Monday, July 23, 2018

 

Page 1

 

Court of Appeal:

Attorney’s Receipt of Client Funds Not ‘Protected Activity’

Opinion Affirms Denial of Anti-SLAPP Motion in Action Which the Plaintiffs Contend Fees for Legal Services Are Derived From Funds Wrongly Taken From Them

 

By a MetNews Staff Writer

 

DANIEL J. SPIELFOGEL

Attorney

The Court of Appeal for this district on Friday affirmed the denial of an attorney’s anti-SLAPP motion in an action in which it is claimed that attorney fees he is being paid in a case come from funds his client pilfered from the plaintiffs and constitute a conversion.

Receiving fees, Acting Presiding Justice Lamar Baker said in an unpublished opinion for Div. Five, do not constitute “protected activity,” within the scope of the anti-SLAPP statute, Code of Civil Procedure §425.16.

The defendant, attorney Daniel J. Spielfogel of Westlake Village in Ventura County, represents Michael Theodore in a case brought in 2011 by Kyle Madison, who alleges that Theodore sapped funds from a limited liability corporation, comingling them with his own funds. Madison alleges that he and his wife, who have a 47.5 percent interest in the LLC, own “at least $1.7 million” of the money they say Theodore pocketed.

Spielfogel continues to represent Theodore in that action.

Palazuelos’s Ruling

In response to the action Madison and his wife filed against him for conversion, Spielfogel filed his anti-SLAPP motion, which Los Angeles Superior Court Judge Yvette M. Palazuelos denied. She found that the Madisons’ claim did not arise from protected activity, reasoning that “it is not the legal services themselves that is the gravamen of the complaint, it is the exercise of dominion over the funds used as payment for the legal services that is the gravamen.”

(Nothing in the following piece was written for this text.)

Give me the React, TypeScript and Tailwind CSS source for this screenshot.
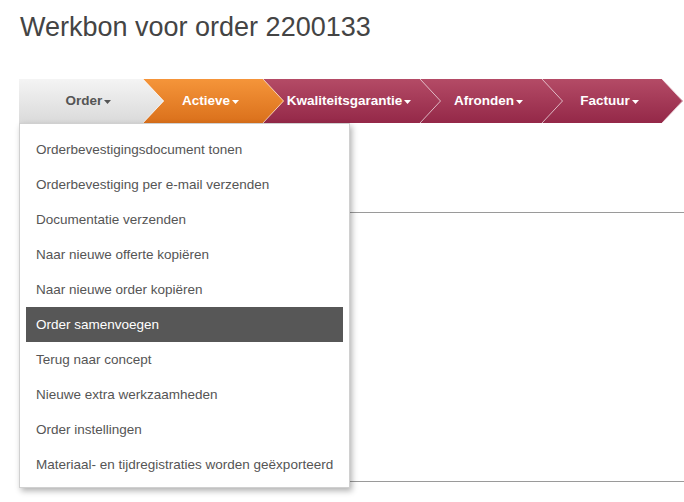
import React from "react";

type SegProps = {
  w: number;
  label: string;
  from: string;
  to: string;
  light?: boolean;
  z: string;
  id: string;
};

function Caret({ color }: { color: string }) {
  return (
    <svg width="7" height="4" viewBox="0 0 7 4" className="ml-[2px] mt-[1px]">
      <polygon points="0,0 7,0 3.5,4" fill={color} />
    </svg>
  );
}

function Seg({ w, label, from, to, light, z, id }: SegProps) {
  const total = w + 21;
  return (
    <div
      className={`relative h-[44px] flex-none mr-[-21px] ${z}`}
      style={{ width: total }}
    >
      <svg
        className="absolute left-0 top-0"
        width={total}
        height={44}
        viewBox={`0 0 ${total} 44`}
      >
        <defs>
          <linearGradient id={id} x1="0" y1="0" x2="0" y2="1">
            <stop offset="0" stopColor={from} />
            <stop offset="1" stopColor={to} />
          </linearGradient>
        </defs>
        <polygon
          points={`0,0 ${w},0 ${total},22 ${w},44 0,44`}
          fill={`url(#${id})`}
        />
        <polyline
          points={`${w},0 ${total - 0.5},22 ${w},44`}
          fill="none"
          stroke="rgba(255,255,255,0.65)"
          strokeWidth="1"
        />
      </svg>
      <div
        className={`relative flex h-full items-center justify-center pr-[6px] text-[13.5px] font-bold ${
          light ? "text-white" : "text-[#555]"
        }`}
      >
        <span>{label}</span>
        <Caret color={light ? "#ffffff" : "#555555"} />
      </div>
    </div>
  );
}

const items = [
  "Orderbevestigingsdocument tonen",
  "Orderbevestiging per e-mail verzenden",
  "Documentatie verzenden",
  "Naar nieuwe offerte kopiëren",
  "Naar nieuwe order kopiëren",
  "Order samenvoegen",
  "Terug naar concept",
  "Nieuwe extra werkzaamheden",
  "Order instellingen",
  "Materiaal- en tijdregistraties worden geëxporteerd",
];

export default function App() {
  return (
    <div
      className="min-h-[502px] w-[684px] overflow-hidden bg-white pl-[19px]"
      style={{ fontFamily: '"Liberation Sans", Arial, sans-serif' }}
    >
      <h1 className="ml-px mt-[12px] text-[27px] font-normal leading-[30px] text-[#444]">
        Werkbon voor order 2200133
      </h1>

      <div className="relative mt-[37px]">
        <div className="flex">
          <Seg id="g1" w={124} label="Order" from="#f4f4f4" to="#dadada" z="z-50" />
          <Seg id="g2" w={120} label="Actieve" from="#f5953a" to="#da701b" light z="z-40" />
          <Seg id="g3" w={157} label="Kwaliteitsgarantie" from="#b44b66" to="#942848" light z="z-30" />
          <Seg id="g4" w={122} label="Afronden" from="#b44b66" to="#942848" light z="z-20" />
          <Seg id="g5" w={120} label="Factuur" from="#b44b66" to="#942848" light z="z-10" />
        </div>

        <div className="h-[89px]" />
        <div className="h-px bg-[#9a9a9a]" />
        <div className="h-[268px]" />
        <div className="h-px bg-[#9a9a9a]" />

        <div className="absolute left-0 top-[44px] z-50 w-[331px] border border-[#d0d0d0] bg-white px-[6px] pb-[5px] pt-[8px] shadow-[2px_3px_6px_rgba(0,0,0,0.3)]">
          {items.map((t, i) => (
            <div
              key={t}
              className={`h-[35px] whitespace-nowrap px-[10px] text-[13.5px] leading-[35px] ${
                i === 5 ? "bg-[#575757] text-white" : "text-[#555]"
              }`}
            >
              {t}
            </div>
          ))}
        </div>
      </div>
    </div>
  );
}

The lawyer contended on appeal that his activity was protected inasmuch “as the money he received from Theodore was based directly upon the services provided to Theodore in connection” with legal representation.

He asserted that permitting claims such as those made by the Madisons “would have a chilling effect on the representation of the defendant [in] almost every civil case.”

Baker’s Opinion

Rejecting the arguments, Baker wrote:

“The Madisons’ claim against Spielfogel is based on allegations that (1) Theodore diverted funds belonging to the Madisons into accounts under his sole control, and (2) Theodore paid Spielfogel from those accounts containing the intermingled funds….The fact that Spielfogel would not have received payment but for his provision of litigation-related services does not establish that the Madisons’ claim is based on his protected activity in performing those services.

“To be sure, Spielfogel is correct that the anti-SLAPP statute protects attorneys engaged in certain litigation-related conduct….But the statute’s protection of litigation-related conduct is not unlimited.”

He noted that while “claims based on a defendant’s payment for litigation services may be protected does not establish the converse, i.e., that claims based on a defendant’s receipt of payment for litigation services must also be protected.”

‘Narrow Holding’

Baker added:

“Our narrow holding today should not be understood to determine that the Madisons’ cause of action against Spielfogel has merit or that Spielfogel lacks other remedies if the Madisons’ claim is frivolous or abusive….These are not considerations pertinent to the protected activity analysis required by section 425.16. Rather, because we conclude the conversion claim does not arise from Spielfogel’s protected activity, we have no reason to address the Madisons’ probability of prevailing.”

The case is Madison v. Spielfogel, B280588.

Spielfogel’s counsel on appeal were Jonathan B. Cole, Mark Schaeffer, and Marshall R. Cole of Nemecek & Cole in Encino. The Madisons were represented by Lyle R. Mink of Los Angeles.